- [Short exercise]
Write out the records that appear below, verbatim and complete, but without pictures.

━━━━━━━━━━━━━━━━━━━━━━━━━━━━━━

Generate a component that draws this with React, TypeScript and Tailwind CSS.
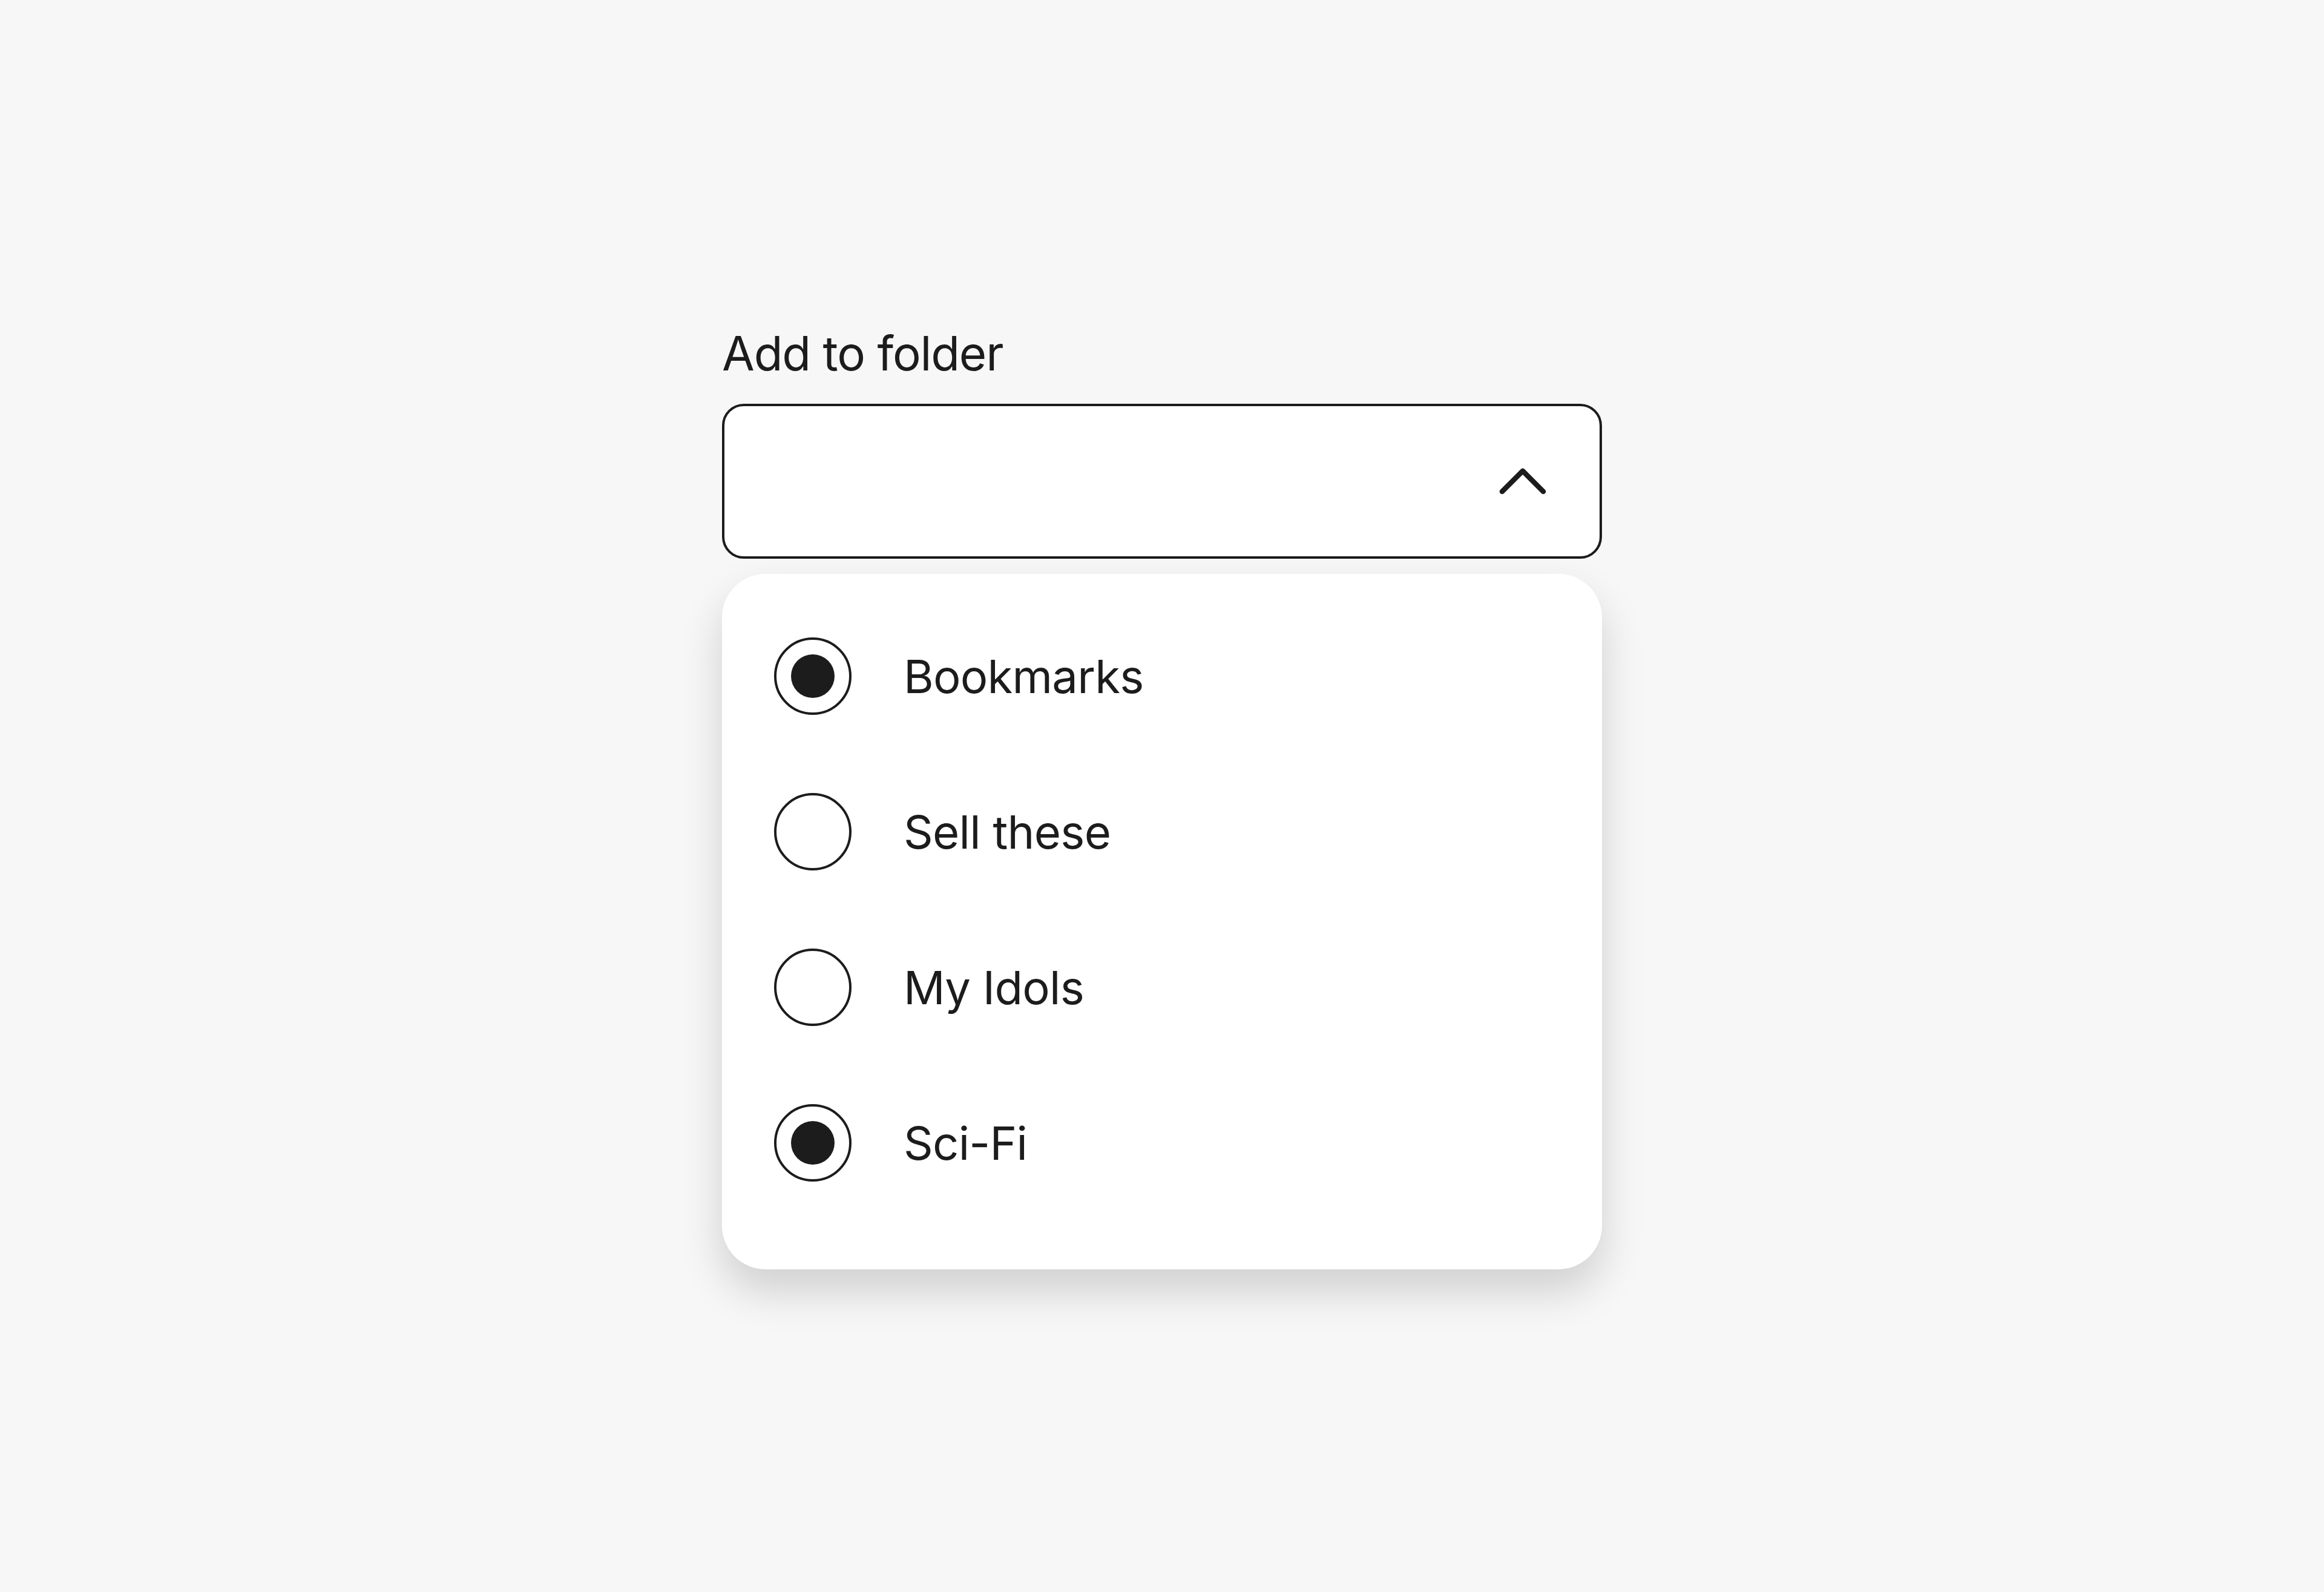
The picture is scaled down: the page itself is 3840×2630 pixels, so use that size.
import React from "react";

const options = [
  { label: "Bookmarks", checked: true },
  { label: "Sell these", checked: false },
  { label: "My Idols", checked: false },
  { label: "Sci-Fi", checked: true },
];

function Radio({ checked }: { checked: boolean }) {
  return (
    <span className="flex h-[128px] w-[128px] shrink-0 items-center justify-center rounded-full border-[4px] border-[#1c1c1c] bg-white">
      {checked && <span className="block h-[72px] w-[72px] rounded-full bg-[#1c1c1c]" />}
    </span>
  );
}

export default function App() {
  return (
    <div
      className="flex min-h-screen w-full justify-center bg-[#f7f7f7] pt-[545px] text-[#1c1c1c]"
      style={{ fontFamily: 'Inter, "Liberation Sans", Arial, sans-serif' }}
    >
      <div className="flex w-[1454px] flex-col">
        <label className="text-[78px] leading-none tracking-[-0.015em]">Add to folder</label>
        <div className="mt-[44px] flex h-[256px] w-full items-center justify-end rounded-[36px] border-[4px] border-[#1c1c1c] bg-white pr-[88px]">
          <svg width="78" height="44" viewBox="0 0 78 44" fill="none">
            <path d="M5 39 L39 5 L73 39" stroke="#1c1c1c" strokeWidth="8.5" strokeLinecap="round" strokeLinejoin="round" />
          </svg>
        </div>
        <div className="mt-[25px] flex w-full flex-col rounded-[72px] bg-white pb-[81px] pl-[86px] pt-[40px] shadow-[0_36px_70px_rgba(0,0,0,0.16)]">
          {options.map((o) => (
            <div key={o.label} className="flex h-[257px] items-center gap-[86px]">
              <Radio checked={o.checked} />
              <span className="text-[76px] leading-none tracking-[-0.01em]">{o.label}</span>
            </div>
          ))}
        </div>
      </div>
    </div>
  );
}
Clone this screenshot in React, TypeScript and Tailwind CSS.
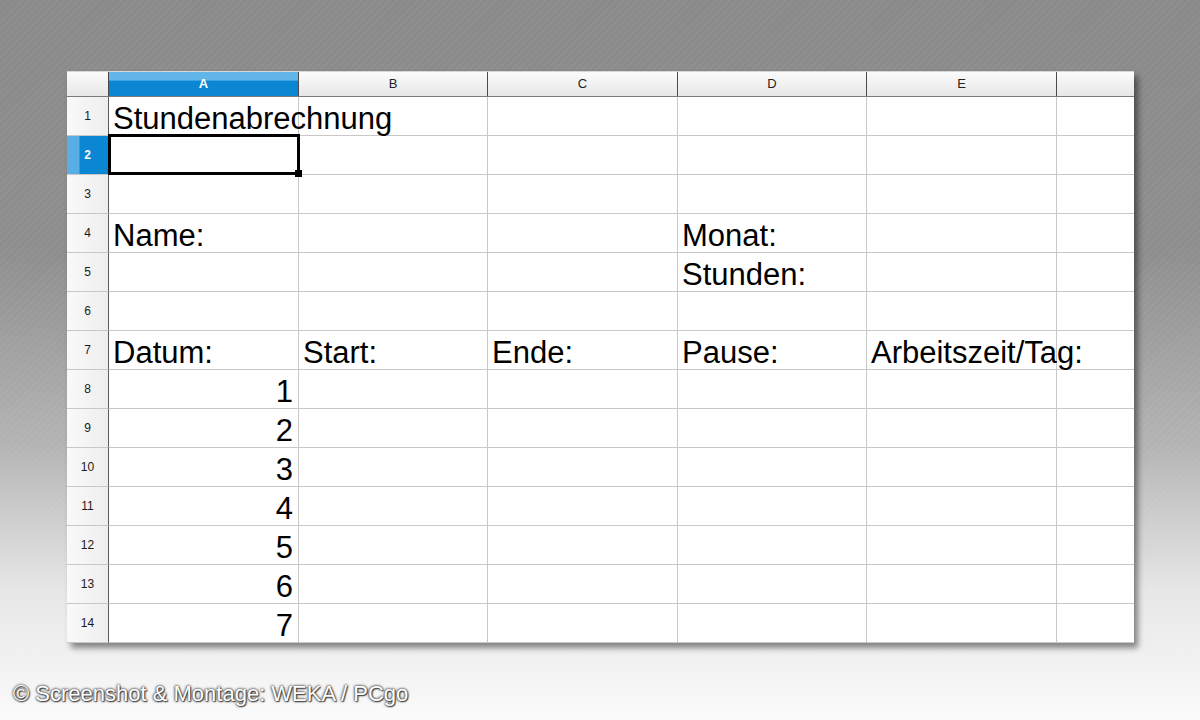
import React from 'react'

const COLS = ['A', 'B', 'C', 'D', 'E', '']

type Cell = { text: string; align?: 'left' | 'right'; overflow?: boolean }

const DATA: Record<number, Record<number, Cell>> = {
  1: { 0: { text: 'Stundenabrechnung', overflow: true } },
  4: { 0: { text: 'Name:' }, 3: { text: 'Monat:' } },
  5: { 3: { text: 'Stunden:' } },
  7: {
    0: { text: 'Datum:' },
    1: { text: 'Start:' },
    2: { text: 'Ende:' },
    3: { text: 'Pause:' },
    4: { text: 'Arbeitszeit/Tag:', overflow: true },
  },
  8: { 0: { text: '1', align: 'right' } },
  9: { 0: { text: '2', align: 'right' } },
  10: { 0: { text: '3', align: 'right' } },
  11: { 0: { text: '4', align: 'right' } },
  12: { 0: { text: '5', align: 'right' } },
  13: { 0: { text: '6', align: 'right' } },
  14: { 0: { text: '7', align: 'right' } },
}

const ROWS = Array.from({ length: 14 }, (_, i) => i + 1)

function ColHeader({ label, index }: { label: string; index: number }) {
  if (index === 0) {
    return (
      <div className="h-[24px] flex items-center justify-center border-r border-[#4a4a4a] bg-[linear-gradient(to_bottom,#63b6ea_0%,#63b6ea_35%,#0a86d3_36%,#0a86d3_100%)] text-[13px] font-bold text-white">
        {label}
      </div>
    )
  }
  return (
    <div
      className={
        'h-[24px] flex items-center justify-center bg-[linear-gradient(to_bottom,#fbfbfb,#e7e7e7)] text-[13px] text-[#222] ' +
        (index < 5 ? 'border-r border-[#4a4a4a]' : '')
      }
    >
      {label}
    </div>
  )
}

function RowHeader({ n }: { n: number }) {
  const active = n === 2
  return (
    <div
      className={
        'h-[39px] flex items-center justify-center border-b border-r text-[12px] ' +
        (active
          ? 'border-[#c8c8c8] border-r-[#5a5a5a] bg-[linear-gradient(to_right,#5aaee6_0%,#5aaee6_30%,#0a86d3_31%,#0a86d3_100%)] text-white font-bold'
          : 'border-[#c8c8c8] border-r-[#5a5a5a] bg-[linear-gradient(to_right,#f9f9f9,#eeeeee)] text-[#1a1a1a]')
      }
    >
      {n}
    </div>
  )
}

export default function App() {
  return (
    <div
      className="w-[1200px] h-[720px] flex flex-col overflow-hidden bg-[repeating-linear-gradient(135deg,rgba(255,255,255,0.035)_0px,rgba(255,255,255,0.035)_2px,transparent_2px,transparent_5px),linear-gradient(to_bottom,#8a8a8a_0%,#8e8e8e_35%,#b4b4b4_62%,#e6e6e6_82%,#fbfbfb_100%)]"
      style={{ fontFamily: '"Liberation Sans", Arial, sans-serif' }}
    >
      <div className="ml-[67px] mt-[71px] w-[1067px] bg-white border-t border-[#d6d6d6] shadow-[4px_5px_6px_rgba(0,0,0,0.45)]">
        <div className="grid grid-cols-[42px_190px_189px_190px_189px_190px_77px]">
          <div className="h-[24px] border-r border-[#4a4a4a] bg-[linear-gradient(to_bottom,#fbfbfb,#e7e7e7)]" />
          {COLS.map((c, i) => (
            <ColHeader key={i} label={c} index={i} />
          ))}
          <div className="col-span-7 h-px bg-[#7a7a7a]" />
          {ROWS.map((r) => (
            <React.Fragment key={r}>
              <RowHeader n={r} />
              {COLS.map((_, ci) => {
                const cell = DATA[r]?.[ci]
                const selected = r === 2 && ci === 0
                return (
                  <div
                    key={ci}
                    className={
                      'relative h-[39px] flex items-end border-b border-[#c8c8c8] pl-1 pr-[5px] pb-[1px] ' +
                      (ci < 5 ? 'border-r ' : '') +
                      (cell?.align === 'right' ? 'justify-end ' : '') +
                      (cell?.overflow ? 'z-10 ' : '') +
                      (selected ? 'z-20 ' : '')
                    }
                  >
                    {cell && (
                      <span className="whitespace-nowrap text-[31px] leading-none text-black">
                        {cell.text}
                      </span>
                    )}
                    {selected && (
                      <div className="absolute -left-px -top-[2px] -right-[2px] -bottom-px border-[3px] border-black">
                        <div className="absolute -right-[5px] -bottom-[5px] w-[7px] h-[7px] bg-black" />
                      </div>
                    )}
                  </div>
                )
              })}
            </React.Fragment>
          ))}
        </div>
      </div>
      <div className="mt-auto mb-[10px] ml-[13px] text-[22px] text-white [text-shadow:0_0_3px_#2a2a2a,0_0_2px_#444,1px_1px_1px_#555]">
        © Screenshot &amp; Montage: WEKA / PCgo
      </div>
    </div>
  )
}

━━━━━━━━━━━━━━━━━━━━━━━━━━━━━━

- [Written answer]
Generate a component that draws this with React, TypeScript and Tailwind CSS.
The picture is scaled down: the page itself is 3840×2630 pixels, so use that size.
import React from "react";

const options = [
  { label: "Bookmarks", checked: true },
  { label: "Sell these", checked: false },
  { label: "My Idols", checked: false },
  { label: "Sci-Fi", checked: true },
];

function Radio({ checked }: { checked: boolean }) {
  return (
    <span className="flex h-[128px] w-[128px] shrink-0 items-center justify-center rounded-full border-[4px] border-[#1c1c1c] bg-white">
      {checked && <span className="block h-[72px] w-[72px] rounded-full bg-[#1c1c1c]" />}
    </span>
  );
}

export default function App() {
  return (
    <div
      className="flex min-h-screen w-full justify-center bg-[#f7f7f7] pt-[545px] text-[#1c1c1c]"
      style={{ fontFamily: 'Inter, "Liberation Sans", Arial, sans-serif' }}
    >
      <div className="flex w-[1454px] flex-col">
        <label className="text-[78px] leading-none tracking-[-0.015em]">Add to folder</label>
        <div className="mt-[44px] flex h-[256px] w-full items-center justify-end rounded-[36px] border-[4px] border-[#1c1c1c] bg-white pr-[88px]">
          <svg width="78" height="44" viewBox="0 0 78 44" fill="none">
            <path d="M5 39 L39 5 L73 39" stroke="#1c1c1c" strokeWidth="8.5" strokeLinecap="round" strokeLinejoin="round" />
          </svg>
        </div>
        <div className="mt-[25px] flex w-full flex-col rounded-[72px] bg-white pb-[81px] pl-[86px] pt-[40px] shadow-[0_36px_70px_rgba(0,0,0,0.16)]">
          {options.map((o) => (
            <div key={o.label} className="flex h-[257px] items-center gap-[86px]">
              <Radio checked={o.checked} />
              <span className="text-[76px] leading-none tracking-[-0.01em]">{o.label}</span>
            </div>
          ))}
        </div>
      </div>
    </div>
  );
}
Clone this screenshot in React, TypeScript and Tailwind CSS.
import React from 'react'

const COLS = ['A', 'B', 'C', 'D', 'E', '']

type Cell = { text: string; align?: 'left' | 'right'; overflow?: boolean }

const DATA: Record<number, Record<number, Cell>> = {
  1: { 0: { text: 'Stundenabrechnung', overflow: true } },
  4: { 0: { text: 'Name:' }, 3: { text: 'Monat:' } },
  5: { 3: { text: 'Stunden:' } },
  7: {
    0: { text: 'Datum:' },
    1: { text: 'Start:' },
    2: { text: 'Ende:' },
    3: { text: 'Pause:' },
    4: { text: 'Arbeitszeit/Tag:', overflow: true },
  },
  8: { 0: { text: '1', align: 'right' } },
  9: { 0: { text: '2', align: 'right' } },
  10: { 0: { text: '3', align: 'right' } },
  11: { 0: { text: '4', align: 'right' } },
  12: { 0: { text: '5', align: 'right' } },
  13: { 0: { text: '6', align: 'right' } },
  14: { 0: { text: '7', align: 'right' } },
}

const ROWS = Array.from({ length: 14 }, (_, i) => i + 1)

function ColHeader({ label, index }: { label: string; index: number }) {
  if (index === 0) {
    return (
      <div className="h-[24px] flex items-center justify-center border-r border-[#4a4a4a] bg-[linear-gradient(to_bottom,#63b6ea_0%,#63b6ea_35%,#0a86d3_36%,#0a86d3_100%)] text-[13px] font-bold text-white">
        {label}
      </div>
    )
  }
  return (
    <div
      className={
        'h-[24px] flex items-center justify-center bg-[linear-gradient(to_bottom,#fbfbfb,#e7e7e7)] text-[13px] text-[#222] ' +
        (index < 5 ? 'border-r border-[#4a4a4a]' : '')
      }
    >
      {label}
    </div>
  )
}

function RowHeader({ n }: { n: number }) {
  const active = n === 2
  return (
    <div
      className={
        'h-[39px] flex items-center justify-center border-b border-r text-[12px] ' +
        (active
          ? 'border-[#c8c8c8] border-r-[#5a5a5a] bg-[linear-gradient(to_right,#5aaee6_0%,#5aaee6_30%,#0a86d3_31%,#0a86d3_100%)] text-white font-bold'
          : 'border-[#c8c8c8] border-r-[#5a5a5a] bg-[linear-gradient(to_right,#f9f9f9,#eeeeee)] text-[#1a1a1a]')
      }
    >
      {n}
    </div>
  )
}

export default function App() {
  return (
    <div
      className="w-[1200px] h-[720px] flex flex-col overflow-hidden bg-[repeating-linear-gradient(135deg,rgba(255,255,255,0.035)_0px,rgba(255,255,255,0.035)_2px,transparent_2px,transparent_5px),linear-gradient(to_bottom,#8a8a8a_0%,#8e8e8e_35%,#b4b4b4_62%,#e6e6e6_82%,#fbfbfb_100%)]"
      style={{ fontFamily: '"Liberation Sans", Arial, sans-serif' }}
    >
      <div className="ml-[67px] mt-[71px] w-[1067px] bg-white border-t border-[#d6d6d6] shadow-[4px_5px_6px_rgba(0,0,0,0.45)]">
        <div className="grid grid-cols-[42px_190px_189px_190px_189px_190px_77px]">
          <div className="h-[24px] border-r border-[#4a4a4a] bg-[linear-gradient(to_bottom,#fbfbfb,#e7e7e7)]" />
          {COLS.map((c, i) => (
            <ColHeader key={i} label={c} index={i} />
          ))}
          <div className="col-span-7 h-px bg-[#7a7a7a]" />
          {ROWS.map((r) => (
            <React.Fragment key={r}>
              <RowHeader n={r} />
              {COLS.map((_, ci) => {
                const cell = DATA[r]?.[ci]
                const selected = r === 2 && ci === 0
                return (
                  <div
                    key={ci}
                    className={
                      'relative h-[39px] flex items-end border-b border-[#c8c8c8] pl-1 pr-[5px] pb-[1px] ' +
                      (ci < 5 ? 'border-r ' : '') +
                      (cell?.align === 'right' ? 'justify-end ' : '') +
                      (cell?.overflow ? 'z-10 ' : '') +
                      (selected ? 'z-20 ' : '')
                    }
                  >
                    {cell && (
                      <span className="whitespace-nowrap text-[31px] leading-none text-black">
                        {cell.text}
                      </span>
                    )}
                    {selected && (
                      <div className="absolute -left-px -top-[2px] -right-[2px] -bottom-px border-[3px] border-black">
                        <div className="absolute -right-[5px] -bottom-[5px] w-[7px] h-[7px] bg-black" />
                      </div>
                    )}
                  </div>
                )
              })}
            </React.Fragment>
          ))}
        </div>
      </div>
      <div className="mt-auto mb-[10px] ml-[13px] text-[22px] text-white [text-shadow:0_0_3px_#2a2a2a,0_0_2px_#444,1px_1px_1px_#555]">
        © Screenshot &amp; Montage: WEKA / PCgo
      </div>
    </div>
  )
}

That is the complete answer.